Provided material -
*-*-*

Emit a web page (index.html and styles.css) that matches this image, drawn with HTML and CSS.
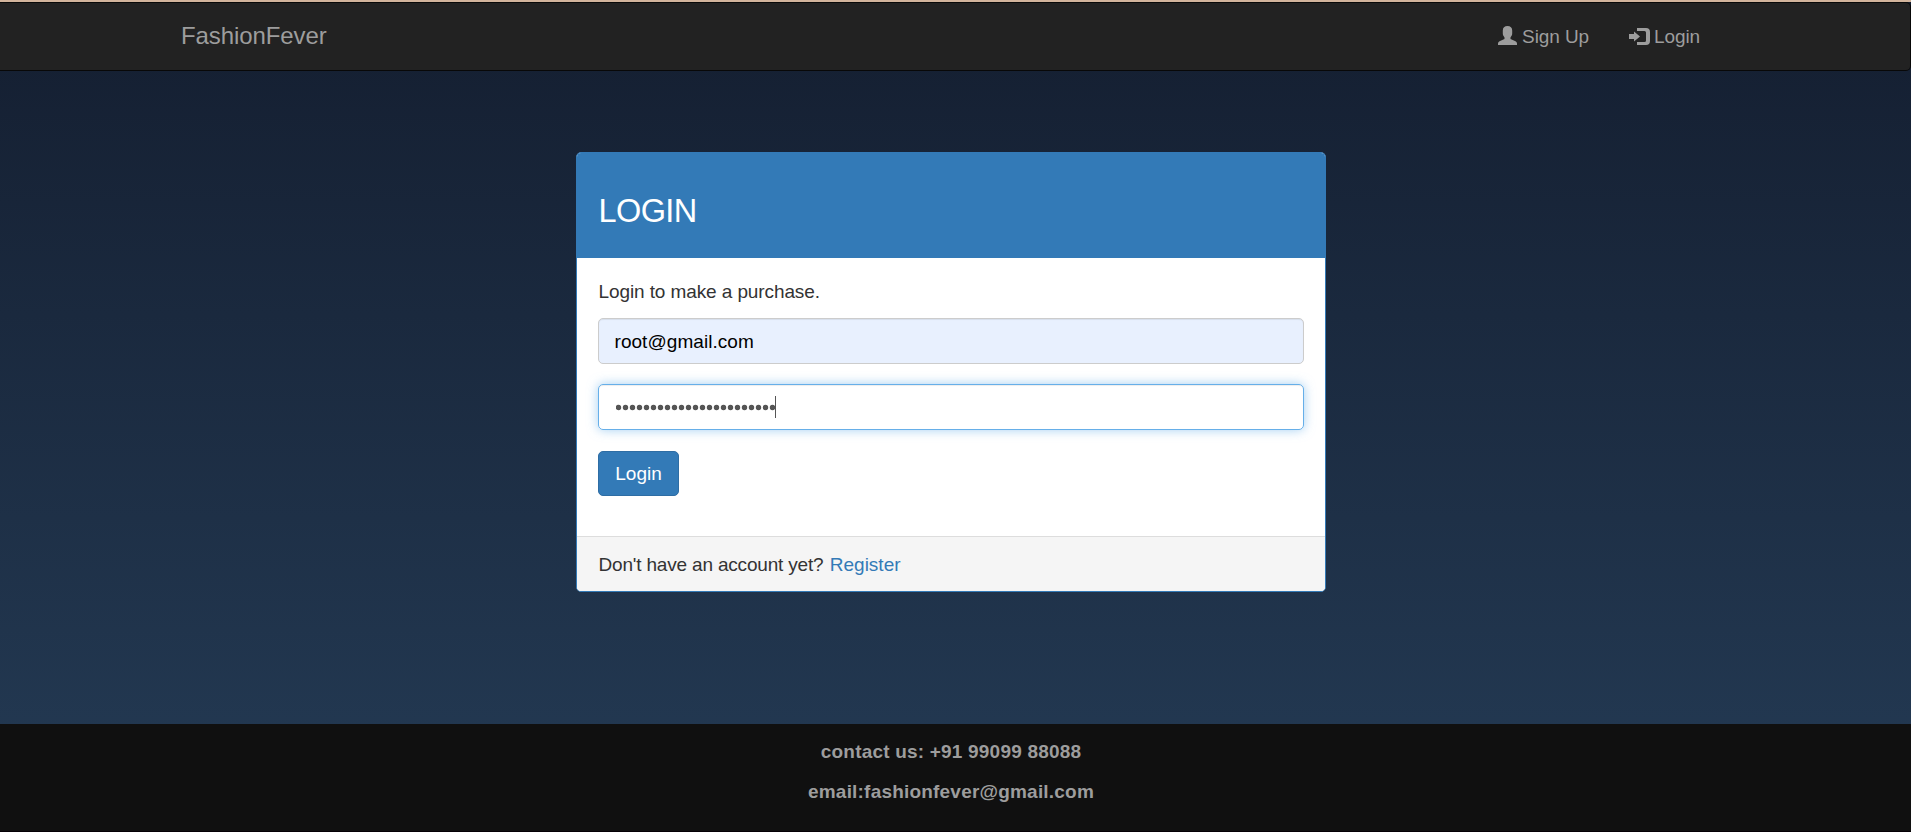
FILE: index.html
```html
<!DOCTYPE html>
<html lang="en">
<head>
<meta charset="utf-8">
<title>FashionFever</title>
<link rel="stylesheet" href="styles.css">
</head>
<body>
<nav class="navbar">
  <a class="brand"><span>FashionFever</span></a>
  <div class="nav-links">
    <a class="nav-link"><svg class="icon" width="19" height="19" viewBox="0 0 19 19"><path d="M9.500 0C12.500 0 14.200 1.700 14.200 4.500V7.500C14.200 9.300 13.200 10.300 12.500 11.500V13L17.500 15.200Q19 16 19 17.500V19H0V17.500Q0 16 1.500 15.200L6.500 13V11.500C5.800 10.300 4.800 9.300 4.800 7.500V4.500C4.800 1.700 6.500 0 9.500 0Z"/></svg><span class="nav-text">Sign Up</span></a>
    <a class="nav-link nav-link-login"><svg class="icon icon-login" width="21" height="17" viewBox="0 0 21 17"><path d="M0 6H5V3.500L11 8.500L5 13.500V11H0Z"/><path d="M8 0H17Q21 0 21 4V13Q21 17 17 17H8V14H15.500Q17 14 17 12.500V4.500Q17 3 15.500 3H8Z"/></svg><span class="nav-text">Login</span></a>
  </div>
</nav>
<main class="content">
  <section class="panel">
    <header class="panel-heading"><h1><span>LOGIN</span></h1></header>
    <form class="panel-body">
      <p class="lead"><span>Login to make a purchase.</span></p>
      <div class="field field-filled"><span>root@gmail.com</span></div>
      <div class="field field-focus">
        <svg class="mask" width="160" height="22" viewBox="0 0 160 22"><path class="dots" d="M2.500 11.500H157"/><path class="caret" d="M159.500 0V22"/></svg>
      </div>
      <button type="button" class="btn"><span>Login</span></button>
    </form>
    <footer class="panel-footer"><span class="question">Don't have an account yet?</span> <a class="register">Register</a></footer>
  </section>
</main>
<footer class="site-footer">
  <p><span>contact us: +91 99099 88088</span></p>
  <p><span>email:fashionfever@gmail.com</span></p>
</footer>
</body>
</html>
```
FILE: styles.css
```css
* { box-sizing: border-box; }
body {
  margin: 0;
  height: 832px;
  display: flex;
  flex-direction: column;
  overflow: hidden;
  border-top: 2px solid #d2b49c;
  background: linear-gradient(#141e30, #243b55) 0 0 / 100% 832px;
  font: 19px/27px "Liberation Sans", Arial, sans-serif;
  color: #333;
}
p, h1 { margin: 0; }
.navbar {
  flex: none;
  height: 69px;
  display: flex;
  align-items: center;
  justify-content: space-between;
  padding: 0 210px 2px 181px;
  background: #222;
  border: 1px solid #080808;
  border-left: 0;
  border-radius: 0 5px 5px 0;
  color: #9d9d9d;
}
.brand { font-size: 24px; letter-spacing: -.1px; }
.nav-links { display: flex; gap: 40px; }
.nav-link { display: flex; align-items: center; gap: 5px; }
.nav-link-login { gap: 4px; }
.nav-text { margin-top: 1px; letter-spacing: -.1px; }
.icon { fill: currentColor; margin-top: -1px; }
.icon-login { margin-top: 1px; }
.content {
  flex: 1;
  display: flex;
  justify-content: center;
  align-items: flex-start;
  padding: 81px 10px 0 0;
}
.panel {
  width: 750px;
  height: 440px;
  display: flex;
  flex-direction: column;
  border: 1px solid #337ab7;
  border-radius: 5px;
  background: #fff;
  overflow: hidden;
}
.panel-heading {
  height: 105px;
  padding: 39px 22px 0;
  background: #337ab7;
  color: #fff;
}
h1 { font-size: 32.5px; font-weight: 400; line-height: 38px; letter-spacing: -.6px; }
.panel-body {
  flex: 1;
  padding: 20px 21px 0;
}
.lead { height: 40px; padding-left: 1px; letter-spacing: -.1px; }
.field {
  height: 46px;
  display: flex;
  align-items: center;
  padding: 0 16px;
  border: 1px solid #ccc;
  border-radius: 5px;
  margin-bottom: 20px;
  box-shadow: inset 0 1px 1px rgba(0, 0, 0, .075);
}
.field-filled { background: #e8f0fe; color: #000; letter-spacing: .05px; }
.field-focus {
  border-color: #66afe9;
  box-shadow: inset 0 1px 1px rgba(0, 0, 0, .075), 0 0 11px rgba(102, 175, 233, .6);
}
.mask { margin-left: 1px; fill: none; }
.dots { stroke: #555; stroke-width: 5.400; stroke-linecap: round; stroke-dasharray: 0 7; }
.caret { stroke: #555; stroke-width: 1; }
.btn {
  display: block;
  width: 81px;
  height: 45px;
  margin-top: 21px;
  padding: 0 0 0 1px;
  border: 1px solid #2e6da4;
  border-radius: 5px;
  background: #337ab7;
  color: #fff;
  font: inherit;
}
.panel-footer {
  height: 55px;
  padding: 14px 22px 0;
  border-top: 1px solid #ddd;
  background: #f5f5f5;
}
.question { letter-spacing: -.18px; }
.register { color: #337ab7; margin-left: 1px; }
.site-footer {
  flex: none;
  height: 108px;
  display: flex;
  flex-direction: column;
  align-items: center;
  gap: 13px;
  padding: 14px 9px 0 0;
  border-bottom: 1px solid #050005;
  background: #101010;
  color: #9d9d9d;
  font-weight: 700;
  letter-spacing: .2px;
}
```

*-*-*

Aim -
Give all the lines above again, character for character, without pictures.

Response to the task -
Emit a web page (index.html and styles.css) that matches this image, drawn with HTML and CSS.
FILE: index.html
```html
<!DOCTYPE html>
<html lang="en">
<head>
<meta charset="utf-8">
<title>FashionFever</title>
<link rel="stylesheet" href="styles.css">
</head>
<body>
<nav class="navbar">
  <a class="brand"><span>FashionFever</span></a>
  <div class="nav-links">
    <a class="nav-link"><svg class="icon" width="19" height="19" viewBox="0 0 19 19"><path d="M9.500 0C12.500 0 14.200 1.700 14.200 4.500V7.500C14.200 9.300 13.200 10.300 12.500 11.500V13L17.500 15.200Q19 16 19 17.500V19H0V17.500Q0 16 1.500 15.200L6.500 13V11.500C5.800 10.300 4.800 9.300 4.800 7.500V4.500C4.800 1.700 6.500 0 9.500 0Z"/></svg><span class="nav-text">Sign Up</span></a>
    <a class="nav-link nav-link-login"><svg class="icon icon-login" width="21" height="17" viewBox="0 0 21 17"><path d="M0 6H5V3.500L11 8.500L5 13.500V11H0Z"/><path d="M8 0H17Q21 0 21 4V13Q21 17 17 17H8V14H15.500Q17 14 17 12.500V4.500Q17 3 15.500 3H8Z"/></svg><span class="nav-text">Login</span></a>
  </div>
</nav>
<main class="content">
  <section class="panel">
    <header class="panel-heading"><h1><span>LOGIN</span></h1></header>
    <form class="panel-body">
      <p class="lead"><span>Login to make a purchase.</span></p>
      <div class="field field-filled"><span>root@gmail.com</span></div>
      <div class="field field-focus">
        <svg class="mask" width="160" height="22" viewBox="0 0 160 22"><path class="dots" d="M2.500 11.500H157"/><path class="caret" d="M159.500 0V22"/></svg>
      </div>
      <button type="button" class="btn"><span>Login</span></button>
    </form>
    <footer class="panel-footer"><span class="question">Don't have an account yet?</span> <a class="register">Register</a></footer>
  </section>
</main>
<footer class="site-footer">
  <p><span>contact us: +91 99099 88088</span></p>
  <p><span>email:fashionfever@gmail.com</span></p>
</footer>
</body>
</html>
```
FILE: styles.css
```css
* { box-sizing: border-box; }
body {
  margin: 0;
  height: 832px;
  display: flex;
  flex-direction: column;
  overflow: hidden;
  border-top: 2px solid #d2b49c;
  background: linear-gradient(#141e30, #243b55) 0 0 / 100% 832px;
  font: 19px/27px "Liberation Sans", Arial, sans-serif;
  color: #333;
}
p, h1 { margin: 0; }
.navbar {
  flex: none;
  height: 69px;
  display: flex;
  align-items: center;
  justify-content: space-between;
  padding: 0 210px 2px 181px;
  background: #222;
  border: 1px solid #080808;
  border-left: 0;
  border-radius: 0 5px 5px 0;
  color: #9d9d9d;
}
.brand { font-size: 24px; letter-spacing: -.1px; }
.nav-links { display: flex; gap: 40px; }
.nav-link { display: flex; align-items: center; gap: 5px; }
.nav-link-login { gap: 4px; }
.nav-text { margin-top: 1px; letter-spacing: -.1px; }
.icon { fill: currentColor; margin-top: -1px; }
.icon-login { margin-top: 1px; }
.content {
  flex: 1;
  display: flex;
  justify-content: center;
  align-items: flex-start;
  padding: 81px 10px 0 0;
}
.panel {
  width: 750px;
  height: 440px;
  display: flex;
  flex-direction: column;
  border: 1px solid #337ab7;
  border-radius: 5px;
  background: #fff;
  overflow: hidden;
}
.panel-heading {
  height: 105px;
  padding: 39px 22px 0;
  background: #337ab7;
  color: #fff;
}
h1 { font-size: 32.5px; font-weight: 400; line-height: 38px; letter-spacing: -.6px; }
.panel-body {
  flex: 1;
  padding: 20px 21px 0;
}
.lead { height: 40px; padding-left: 1px; letter-spacing: -.1px; }
.field {
  height: 46px;
  display: flex;
  align-items: center;
  padding: 0 16px;
  border: 1px solid #ccc;
  border-radius: 5px;
  margin-bottom: 20px;
  box-shadow: inset 0 1px 1px rgba(0, 0, 0, .075);
}
.field-filled { background: #e8f0fe; color: #000; letter-spacing: .05px; }
.field-focus {
  border-color: #66afe9;
  box-shadow: inset 0 1px 1px rgba(0, 0, 0, .075), 0 0 11px rgba(102, 175, 233, .6);
}
.mask { margin-left: 1px; fill: none; }
.dots { stroke: #555; stroke-width: 5.400; stroke-linecap: round; stroke-dasharray: 0 7; }
.caret { stroke: #555; stroke-width: 1; }
.btn {
  display: block;
  width: 81px;
  height: 45px;
  margin-top: 21px;
  padding: 0 0 0 1px;
  border: 1px solid #2e6da4;
  border-radius: 5px;
  background: #337ab7;
  color: #fff;
  font: inherit;
}
.panel-footer {
  height: 55px;
  padding: 14px 22px 0;
  border-top: 1px solid #ddd;
  background: #f5f5f5;
}
.question { letter-spacing: -.18px; }
.register { color: #337ab7; margin-left: 1px; }
.site-footer {
  flex: none;
  height: 108px;
  display: flex;
  flex-direction: column;
  align-items: center;
  gap: 13px;
  padding: 14px 9px 0 0;
  border-bottom: 1px solid #050005;
  background: #101010;
  color: #9d9d9d;
  font-weight: 700;
  letter-spacing: .2px;
}
```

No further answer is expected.